** Task objective **
Examine the entries and show every line in which the word "TypeScript" is found.
+++
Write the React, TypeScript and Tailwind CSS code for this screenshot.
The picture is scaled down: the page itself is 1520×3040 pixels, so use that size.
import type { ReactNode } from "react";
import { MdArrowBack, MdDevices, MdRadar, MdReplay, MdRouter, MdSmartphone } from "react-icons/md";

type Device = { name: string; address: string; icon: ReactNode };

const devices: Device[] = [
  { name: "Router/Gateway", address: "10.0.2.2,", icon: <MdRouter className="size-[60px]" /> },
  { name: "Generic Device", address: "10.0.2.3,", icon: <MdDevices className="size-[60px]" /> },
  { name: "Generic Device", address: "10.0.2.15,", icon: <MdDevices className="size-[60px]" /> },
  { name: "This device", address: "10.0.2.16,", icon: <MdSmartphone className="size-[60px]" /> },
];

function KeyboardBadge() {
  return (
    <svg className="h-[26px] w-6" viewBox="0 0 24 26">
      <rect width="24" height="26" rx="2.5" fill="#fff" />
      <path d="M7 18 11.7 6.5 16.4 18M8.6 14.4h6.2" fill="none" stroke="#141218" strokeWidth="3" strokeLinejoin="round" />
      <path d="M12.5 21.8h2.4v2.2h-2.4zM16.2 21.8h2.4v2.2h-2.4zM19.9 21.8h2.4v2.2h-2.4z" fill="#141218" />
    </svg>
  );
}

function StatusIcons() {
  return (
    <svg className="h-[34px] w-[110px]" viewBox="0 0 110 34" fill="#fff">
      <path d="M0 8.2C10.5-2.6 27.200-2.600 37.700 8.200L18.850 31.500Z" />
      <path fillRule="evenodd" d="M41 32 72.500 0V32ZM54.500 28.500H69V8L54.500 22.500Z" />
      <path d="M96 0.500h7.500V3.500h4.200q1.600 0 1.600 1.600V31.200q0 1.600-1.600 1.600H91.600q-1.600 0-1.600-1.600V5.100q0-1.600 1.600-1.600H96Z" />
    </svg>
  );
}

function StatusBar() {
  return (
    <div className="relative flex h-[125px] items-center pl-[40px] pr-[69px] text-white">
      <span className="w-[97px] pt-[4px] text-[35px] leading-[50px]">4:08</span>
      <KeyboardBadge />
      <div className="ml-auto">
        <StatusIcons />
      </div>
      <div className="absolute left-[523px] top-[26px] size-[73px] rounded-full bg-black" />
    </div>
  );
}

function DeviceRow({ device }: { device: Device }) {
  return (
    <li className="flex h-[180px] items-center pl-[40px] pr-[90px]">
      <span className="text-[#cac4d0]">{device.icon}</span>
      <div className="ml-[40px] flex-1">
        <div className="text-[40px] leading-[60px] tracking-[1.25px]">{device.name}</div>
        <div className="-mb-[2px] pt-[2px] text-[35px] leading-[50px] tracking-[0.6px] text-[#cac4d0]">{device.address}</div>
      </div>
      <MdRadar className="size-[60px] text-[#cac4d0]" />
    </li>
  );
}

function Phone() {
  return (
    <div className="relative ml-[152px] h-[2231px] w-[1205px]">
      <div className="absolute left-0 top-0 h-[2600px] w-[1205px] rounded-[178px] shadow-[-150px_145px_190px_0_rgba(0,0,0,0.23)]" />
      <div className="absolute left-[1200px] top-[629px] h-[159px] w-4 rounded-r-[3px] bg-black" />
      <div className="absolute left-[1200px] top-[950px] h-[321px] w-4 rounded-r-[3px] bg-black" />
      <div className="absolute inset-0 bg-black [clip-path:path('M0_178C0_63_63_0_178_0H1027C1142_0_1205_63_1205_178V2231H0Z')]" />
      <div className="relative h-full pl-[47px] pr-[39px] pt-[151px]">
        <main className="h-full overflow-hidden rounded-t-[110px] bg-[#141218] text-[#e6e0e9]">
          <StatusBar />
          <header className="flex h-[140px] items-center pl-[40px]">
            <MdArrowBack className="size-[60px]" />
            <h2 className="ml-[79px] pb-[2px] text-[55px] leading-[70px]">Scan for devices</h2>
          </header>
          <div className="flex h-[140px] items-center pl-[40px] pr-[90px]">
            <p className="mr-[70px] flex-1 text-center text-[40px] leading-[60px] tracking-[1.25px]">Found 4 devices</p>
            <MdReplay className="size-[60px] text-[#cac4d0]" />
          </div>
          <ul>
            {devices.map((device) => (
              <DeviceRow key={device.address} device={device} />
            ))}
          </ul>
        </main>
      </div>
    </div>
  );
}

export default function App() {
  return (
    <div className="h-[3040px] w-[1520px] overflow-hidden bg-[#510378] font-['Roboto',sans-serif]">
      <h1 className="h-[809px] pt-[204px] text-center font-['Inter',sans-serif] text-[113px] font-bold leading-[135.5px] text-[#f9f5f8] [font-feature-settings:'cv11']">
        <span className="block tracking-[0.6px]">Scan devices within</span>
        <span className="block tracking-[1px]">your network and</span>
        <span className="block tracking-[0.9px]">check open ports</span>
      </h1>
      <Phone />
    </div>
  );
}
+++
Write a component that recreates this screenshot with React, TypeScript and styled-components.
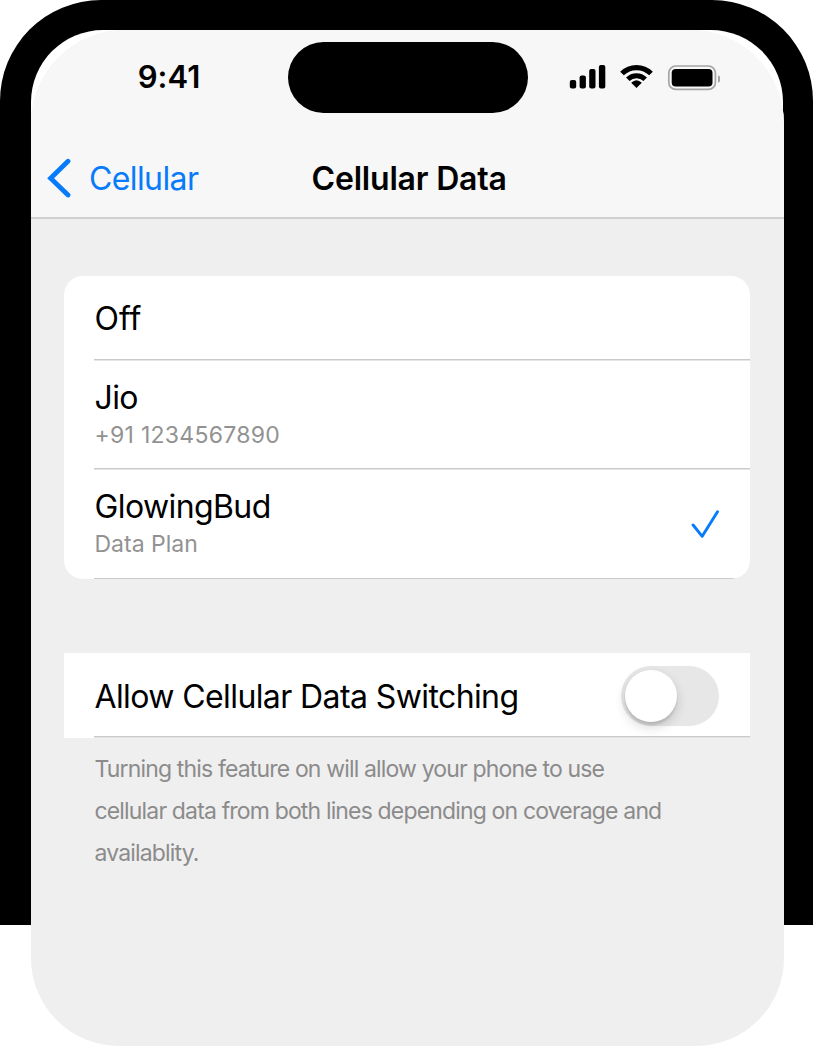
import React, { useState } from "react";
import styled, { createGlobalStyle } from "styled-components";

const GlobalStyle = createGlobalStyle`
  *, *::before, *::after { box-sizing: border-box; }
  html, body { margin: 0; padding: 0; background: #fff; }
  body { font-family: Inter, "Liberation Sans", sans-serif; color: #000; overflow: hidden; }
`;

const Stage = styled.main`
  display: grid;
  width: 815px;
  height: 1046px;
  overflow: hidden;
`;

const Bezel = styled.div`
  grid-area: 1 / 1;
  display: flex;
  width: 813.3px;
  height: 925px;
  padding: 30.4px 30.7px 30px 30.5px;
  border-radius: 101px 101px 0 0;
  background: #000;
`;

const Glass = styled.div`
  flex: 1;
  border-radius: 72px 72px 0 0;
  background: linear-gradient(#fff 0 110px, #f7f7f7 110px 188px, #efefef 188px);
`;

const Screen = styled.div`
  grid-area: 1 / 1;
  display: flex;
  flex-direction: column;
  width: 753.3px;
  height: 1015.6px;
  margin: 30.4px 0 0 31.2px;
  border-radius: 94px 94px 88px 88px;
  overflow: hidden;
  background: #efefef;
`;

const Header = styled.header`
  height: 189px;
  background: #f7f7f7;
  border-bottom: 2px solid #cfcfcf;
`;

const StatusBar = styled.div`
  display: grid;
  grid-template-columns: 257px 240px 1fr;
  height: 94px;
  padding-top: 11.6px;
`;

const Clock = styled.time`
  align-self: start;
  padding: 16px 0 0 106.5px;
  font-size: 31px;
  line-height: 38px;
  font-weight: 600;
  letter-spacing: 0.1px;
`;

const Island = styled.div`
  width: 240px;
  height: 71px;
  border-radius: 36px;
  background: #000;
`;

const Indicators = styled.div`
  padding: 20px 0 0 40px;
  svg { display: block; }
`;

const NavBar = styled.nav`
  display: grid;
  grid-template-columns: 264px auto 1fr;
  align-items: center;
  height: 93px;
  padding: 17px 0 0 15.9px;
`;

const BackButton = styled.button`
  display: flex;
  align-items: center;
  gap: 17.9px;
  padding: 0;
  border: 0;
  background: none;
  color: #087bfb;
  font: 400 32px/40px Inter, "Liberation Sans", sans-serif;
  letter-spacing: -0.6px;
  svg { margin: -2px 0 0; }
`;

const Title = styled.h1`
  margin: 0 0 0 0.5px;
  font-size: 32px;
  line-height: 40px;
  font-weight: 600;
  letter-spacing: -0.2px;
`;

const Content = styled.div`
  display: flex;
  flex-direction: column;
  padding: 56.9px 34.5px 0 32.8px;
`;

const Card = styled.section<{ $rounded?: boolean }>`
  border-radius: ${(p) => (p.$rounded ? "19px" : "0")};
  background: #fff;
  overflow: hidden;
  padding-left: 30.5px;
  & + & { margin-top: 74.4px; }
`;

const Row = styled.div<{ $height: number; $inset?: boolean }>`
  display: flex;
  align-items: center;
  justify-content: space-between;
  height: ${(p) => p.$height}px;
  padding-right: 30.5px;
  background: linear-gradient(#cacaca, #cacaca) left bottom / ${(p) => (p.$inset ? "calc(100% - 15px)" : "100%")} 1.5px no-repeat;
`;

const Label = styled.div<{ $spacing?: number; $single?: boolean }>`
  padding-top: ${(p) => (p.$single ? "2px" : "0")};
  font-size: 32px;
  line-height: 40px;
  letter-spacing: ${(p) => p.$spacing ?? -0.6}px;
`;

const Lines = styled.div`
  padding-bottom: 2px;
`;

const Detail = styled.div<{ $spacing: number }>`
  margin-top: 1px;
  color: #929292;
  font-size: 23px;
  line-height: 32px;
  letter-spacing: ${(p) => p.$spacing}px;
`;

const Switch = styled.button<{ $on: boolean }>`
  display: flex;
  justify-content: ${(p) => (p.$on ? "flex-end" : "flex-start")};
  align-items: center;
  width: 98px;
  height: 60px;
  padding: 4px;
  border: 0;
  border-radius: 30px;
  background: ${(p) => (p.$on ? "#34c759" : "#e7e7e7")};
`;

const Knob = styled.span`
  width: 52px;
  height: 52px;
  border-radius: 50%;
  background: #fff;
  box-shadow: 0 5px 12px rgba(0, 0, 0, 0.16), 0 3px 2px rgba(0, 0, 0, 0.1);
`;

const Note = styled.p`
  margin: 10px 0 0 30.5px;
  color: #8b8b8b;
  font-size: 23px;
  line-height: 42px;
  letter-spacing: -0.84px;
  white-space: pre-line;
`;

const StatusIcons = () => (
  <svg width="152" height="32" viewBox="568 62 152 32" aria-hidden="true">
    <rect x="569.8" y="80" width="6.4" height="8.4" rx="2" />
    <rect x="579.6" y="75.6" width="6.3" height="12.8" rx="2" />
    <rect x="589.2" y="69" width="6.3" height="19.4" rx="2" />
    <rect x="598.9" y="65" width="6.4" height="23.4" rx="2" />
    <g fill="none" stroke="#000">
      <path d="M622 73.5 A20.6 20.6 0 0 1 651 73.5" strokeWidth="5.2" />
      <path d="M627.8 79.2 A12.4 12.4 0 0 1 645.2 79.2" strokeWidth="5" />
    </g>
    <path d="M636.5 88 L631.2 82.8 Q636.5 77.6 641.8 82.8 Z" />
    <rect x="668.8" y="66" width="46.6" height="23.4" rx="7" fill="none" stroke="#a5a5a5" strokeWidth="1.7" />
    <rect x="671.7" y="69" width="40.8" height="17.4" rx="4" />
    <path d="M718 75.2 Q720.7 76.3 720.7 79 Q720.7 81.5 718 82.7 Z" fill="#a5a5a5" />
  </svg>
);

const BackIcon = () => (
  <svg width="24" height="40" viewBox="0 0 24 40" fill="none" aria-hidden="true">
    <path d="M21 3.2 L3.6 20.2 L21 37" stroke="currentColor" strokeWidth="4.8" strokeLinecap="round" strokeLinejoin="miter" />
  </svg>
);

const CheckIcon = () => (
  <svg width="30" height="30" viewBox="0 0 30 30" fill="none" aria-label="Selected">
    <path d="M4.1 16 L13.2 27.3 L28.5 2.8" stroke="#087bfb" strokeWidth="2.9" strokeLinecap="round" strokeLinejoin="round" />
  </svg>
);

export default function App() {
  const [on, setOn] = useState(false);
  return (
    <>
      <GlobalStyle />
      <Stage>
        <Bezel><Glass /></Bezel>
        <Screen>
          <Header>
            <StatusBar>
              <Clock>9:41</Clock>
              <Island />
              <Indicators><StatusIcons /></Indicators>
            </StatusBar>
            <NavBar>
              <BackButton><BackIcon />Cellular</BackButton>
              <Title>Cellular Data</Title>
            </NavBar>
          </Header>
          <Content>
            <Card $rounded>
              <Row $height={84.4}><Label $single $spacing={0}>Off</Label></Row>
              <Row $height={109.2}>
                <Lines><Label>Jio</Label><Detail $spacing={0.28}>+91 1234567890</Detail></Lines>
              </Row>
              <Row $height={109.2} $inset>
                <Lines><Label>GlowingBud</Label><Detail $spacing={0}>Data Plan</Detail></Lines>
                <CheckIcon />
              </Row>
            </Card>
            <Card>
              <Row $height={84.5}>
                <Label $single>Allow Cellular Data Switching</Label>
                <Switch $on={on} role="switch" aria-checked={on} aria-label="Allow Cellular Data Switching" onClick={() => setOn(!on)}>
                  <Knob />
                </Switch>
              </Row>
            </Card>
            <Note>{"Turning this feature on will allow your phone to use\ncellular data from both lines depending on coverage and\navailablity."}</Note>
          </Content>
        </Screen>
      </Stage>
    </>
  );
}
+++
** Response below **
Write the React, TypeScript and Tailwind CSS code for this screenshot.
Write a component that recreates this screenshot with React, TypeScript and styled-components.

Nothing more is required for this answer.